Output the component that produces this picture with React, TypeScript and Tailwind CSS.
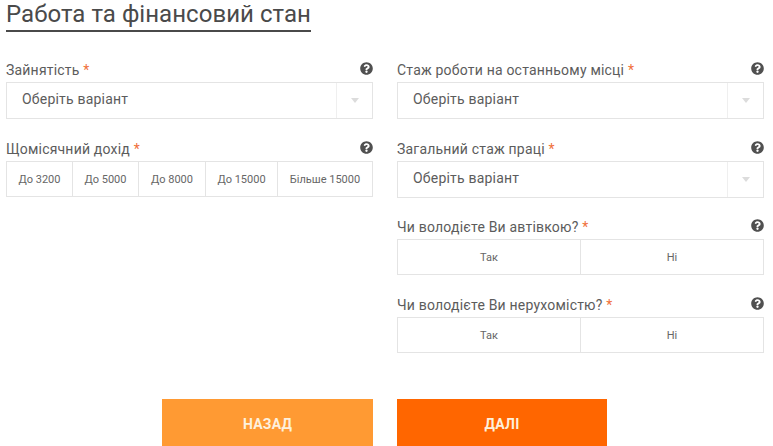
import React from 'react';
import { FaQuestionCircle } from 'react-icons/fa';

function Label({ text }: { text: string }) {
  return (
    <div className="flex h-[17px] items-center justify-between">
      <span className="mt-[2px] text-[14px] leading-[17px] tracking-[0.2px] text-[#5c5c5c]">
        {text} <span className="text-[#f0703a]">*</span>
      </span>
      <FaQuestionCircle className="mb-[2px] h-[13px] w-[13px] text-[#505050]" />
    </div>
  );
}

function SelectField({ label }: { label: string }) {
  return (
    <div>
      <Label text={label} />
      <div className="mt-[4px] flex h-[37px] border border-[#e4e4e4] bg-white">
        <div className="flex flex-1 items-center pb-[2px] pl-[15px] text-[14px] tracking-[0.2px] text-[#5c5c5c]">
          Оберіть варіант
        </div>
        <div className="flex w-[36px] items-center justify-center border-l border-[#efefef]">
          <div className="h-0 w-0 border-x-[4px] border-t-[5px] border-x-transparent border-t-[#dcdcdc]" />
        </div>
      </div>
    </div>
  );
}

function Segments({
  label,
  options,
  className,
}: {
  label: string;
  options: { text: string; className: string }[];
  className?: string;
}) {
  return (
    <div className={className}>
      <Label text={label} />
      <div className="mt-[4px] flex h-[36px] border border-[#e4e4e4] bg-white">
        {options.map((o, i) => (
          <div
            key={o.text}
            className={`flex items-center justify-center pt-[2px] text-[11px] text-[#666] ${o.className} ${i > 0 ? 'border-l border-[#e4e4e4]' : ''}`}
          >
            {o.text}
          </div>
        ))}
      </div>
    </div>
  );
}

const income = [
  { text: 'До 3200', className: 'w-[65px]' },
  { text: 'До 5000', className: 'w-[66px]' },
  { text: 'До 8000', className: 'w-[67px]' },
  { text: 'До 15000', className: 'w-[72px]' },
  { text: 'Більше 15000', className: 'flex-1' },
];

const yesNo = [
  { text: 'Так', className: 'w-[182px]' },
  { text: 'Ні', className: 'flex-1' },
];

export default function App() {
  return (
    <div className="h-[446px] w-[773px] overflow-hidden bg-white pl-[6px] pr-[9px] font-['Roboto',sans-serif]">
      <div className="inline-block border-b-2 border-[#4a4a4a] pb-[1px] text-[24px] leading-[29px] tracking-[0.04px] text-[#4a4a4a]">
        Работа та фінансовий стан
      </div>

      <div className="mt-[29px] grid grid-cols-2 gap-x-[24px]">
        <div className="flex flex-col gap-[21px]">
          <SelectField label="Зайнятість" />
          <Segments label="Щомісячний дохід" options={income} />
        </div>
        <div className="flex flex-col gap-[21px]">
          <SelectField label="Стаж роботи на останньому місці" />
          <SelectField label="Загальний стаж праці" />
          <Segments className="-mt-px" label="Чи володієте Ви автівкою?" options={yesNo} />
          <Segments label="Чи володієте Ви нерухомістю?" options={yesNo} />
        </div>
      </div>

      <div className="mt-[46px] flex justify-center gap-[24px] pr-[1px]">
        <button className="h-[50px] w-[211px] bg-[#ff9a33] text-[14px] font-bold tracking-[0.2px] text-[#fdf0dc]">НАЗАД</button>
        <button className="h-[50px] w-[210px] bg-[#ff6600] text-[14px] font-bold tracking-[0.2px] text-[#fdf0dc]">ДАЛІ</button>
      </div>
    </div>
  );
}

What the task requires:
Without the pictures, transcribe the listing above exactly.

Exercise answer:
Output the component that produces this picture with React, TypeScript and Tailwind CSS.
import React from 'react';
import { FaQuestionCircle } from 'react-icons/fa';

function Label({ text }: { text: string }) {
  return (
    <div className="flex h-[17px] items-center justify-between">
      <span className="mt-[2px] text-[14px] leading-[17px] tracking-[0.2px] text-[#5c5c5c]">
        {text} <span className="text-[#f0703a]">*</span>
      </span>
      <FaQuestionCircle className="mb-[2px] h-[13px] w-[13px] text-[#505050]" />
    </div>
  );
}

function SelectField({ label }: { label: string }) {
  return (
    <div>
      <Label text={label} />
      <div className="mt-[4px] flex h-[37px] border border-[#e4e4e4] bg-white">
        <div className="flex flex-1 items-center pb-[2px] pl-[15px] text-[14px] tracking-[0.2px] text-[#5c5c5c]">
          Оберіть варіант
        </div>
        <div className="flex w-[36px] items-center justify-center border-l border-[#efefef]">
          <div className="h-0 w-0 border-x-[4px] border-t-[5px] border-x-transparent border-t-[#dcdcdc]" />
        </div>
      </div>
    </div>
  );
}

function Segments({
  label,
  options,
  className,
}: {
  label: string;
  options: { text: string; className: string }[];
  className?: string;
}) {
  return (
    <div className={className}>
      <Label text={label} />
      <div className="mt-[4px] flex h-[36px] border border-[#e4e4e4] bg-white">
        {options.map((o, i) => (
          <div
            key={o.text}
            className={`flex items-center justify-center pt-[2px] text-[11px] text-[#666] ${o.className} ${i > 0 ? 'border-l border-[#e4e4e4]' : ''}`}
          >
            {o.text}
          </div>
        ))}
      </div>
    </div>
  );
}

const income = [
  { text: 'До 3200', className: 'w-[65px]' },
  { text: 'До 5000', className: 'w-[66px]' },
  { text: 'До 8000', className: 'w-[67px]' },
  { text: 'До 15000', className: 'w-[72px]' },
  { text: 'Більше 15000', className: 'flex-1' },
];

const yesNo = [
  { text: 'Так', className: 'w-[182px]' },
  { text: 'Ні', className: 'flex-1' },
];

export default function App() {
  return (
    <div className="h-[446px] w-[773px] overflow-hidden bg-white pl-[6px] pr-[9px] font-['Roboto',sans-serif]">
      <div className="inline-block border-b-2 border-[#4a4a4a] pb-[1px] text-[24px] leading-[29px] tracking-[0.04px] text-[#4a4a4a]">
        Работа та фінансовий стан
      </div>

      <div className="mt-[29px] grid grid-cols-2 gap-x-[24px]">
        <div className="flex flex-col gap-[21px]">
          <SelectField label="Зайнятість" />
          <Segments label="Щомісячний дохід" options={income} />
        </div>
        <div className="flex flex-col gap-[21px]">
          <SelectField label="Стаж роботи на останньому місці" />
          <SelectField label="Загальний стаж праці" />
          <Segments className="-mt-px" label="Чи володієте Ви автівкою?" options={yesNo} />
          <Segments label="Чи володієте Ви нерухомістю?" options={yesNo} />
        </div>
      </div>

      <div className="mt-[46px] flex justify-center gap-[24px] pr-[1px]">
        <button className="h-[50px] w-[211px] bg-[#ff9a33] text-[14px] font-bold tracking-[0.2px] text-[#fdf0dc]">НАЗАД</button>
        <button className="h-[50px] w-[210px] bg-[#ff6600] text-[14px] font-bold tracking-[0.2px] text-[#fdf0dc]">ДАЛІ</button>
      </div>
    </div>
  );
}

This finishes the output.